In practice, most major life transitions can be mapped across four broad directions. The table below uses a career transition as an example, but the same structure applies to relationship decisions, relocation choices, or any other significant life change.
Direction What it looks like What it requires Worth exploring?
Stay & adapt Upskill, reposition within your current role or field Honest assessment of what is genuinely changeable ✅ Yes — often the most underexplored option
Pivot sideways Move into an adjacent field using existing strengths Clarity on transferable skills ✅ Yes — lower risk than a full career change
Full career change Retrain and restart in a genuinely new area Time, financial runway, and tolerance for uncertainty ✅ Yes — but map the cost honestly first
Pause & gather data Take a fixed period to explore before committing to any direction Permission to not decide yet ✅ Yes — often the most underrated option
None of these directions is inherently correct.

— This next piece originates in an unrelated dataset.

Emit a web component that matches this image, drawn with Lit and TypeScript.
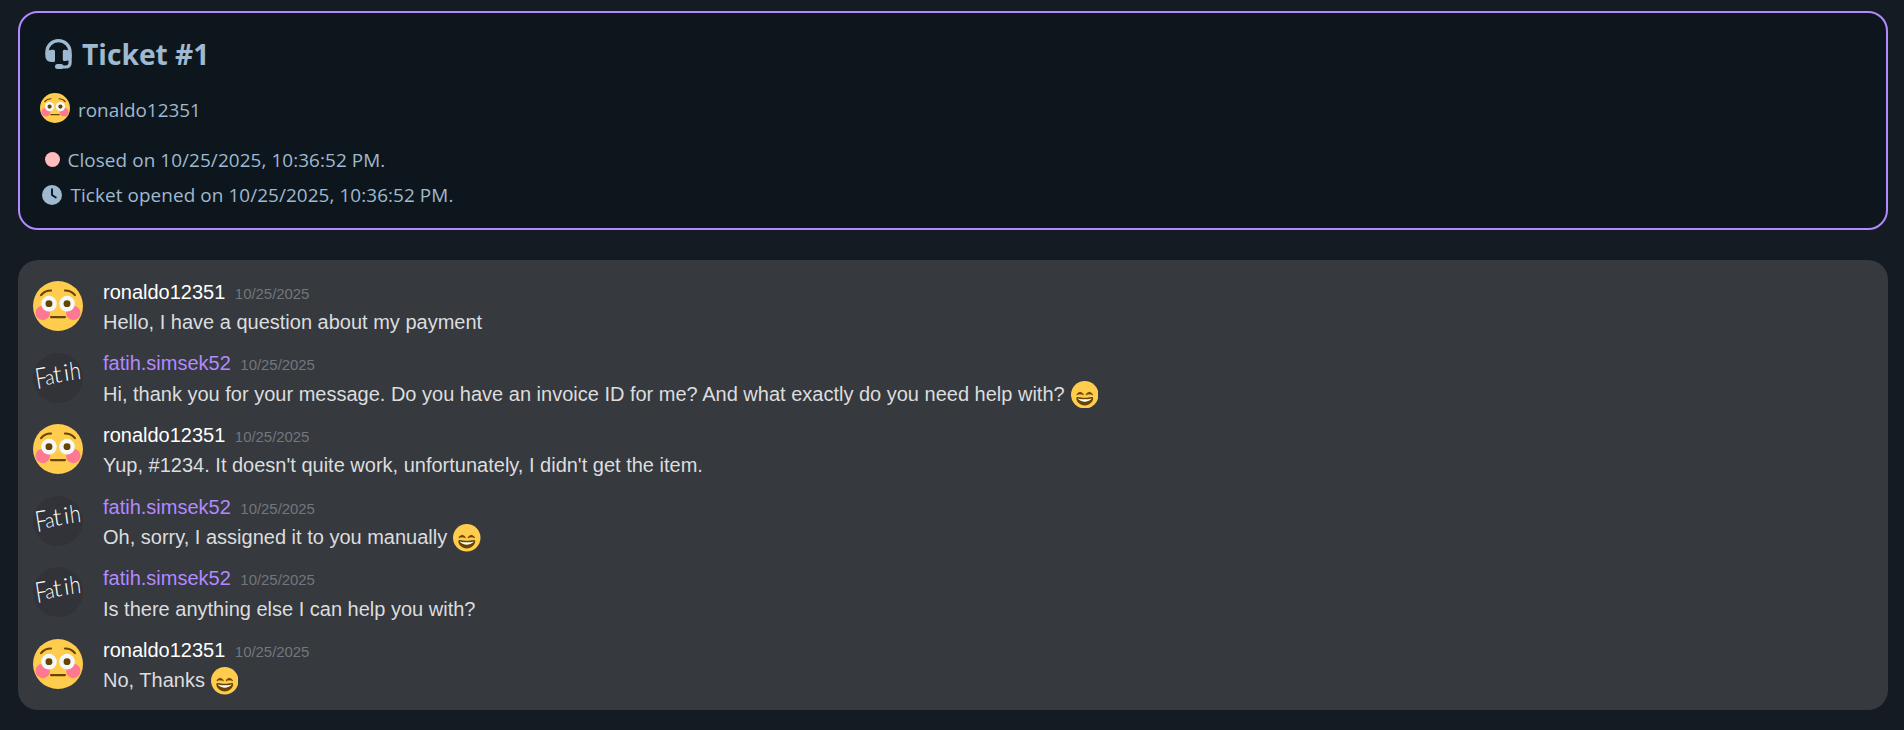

Each carries genuine costs and genuine possibilities. The purpose of mapping them is not to find the obviously right one — it is to notice which ones you were not considering at all, and ask yourself honestly why.

In many cases, the direction people dismiss most quickly is the one that deserves the most careful examination. The option labelled 'impossible' is often simply the one that requires the most change — from circumstances, from other people, or from a self-image that has not caught up with the current situation.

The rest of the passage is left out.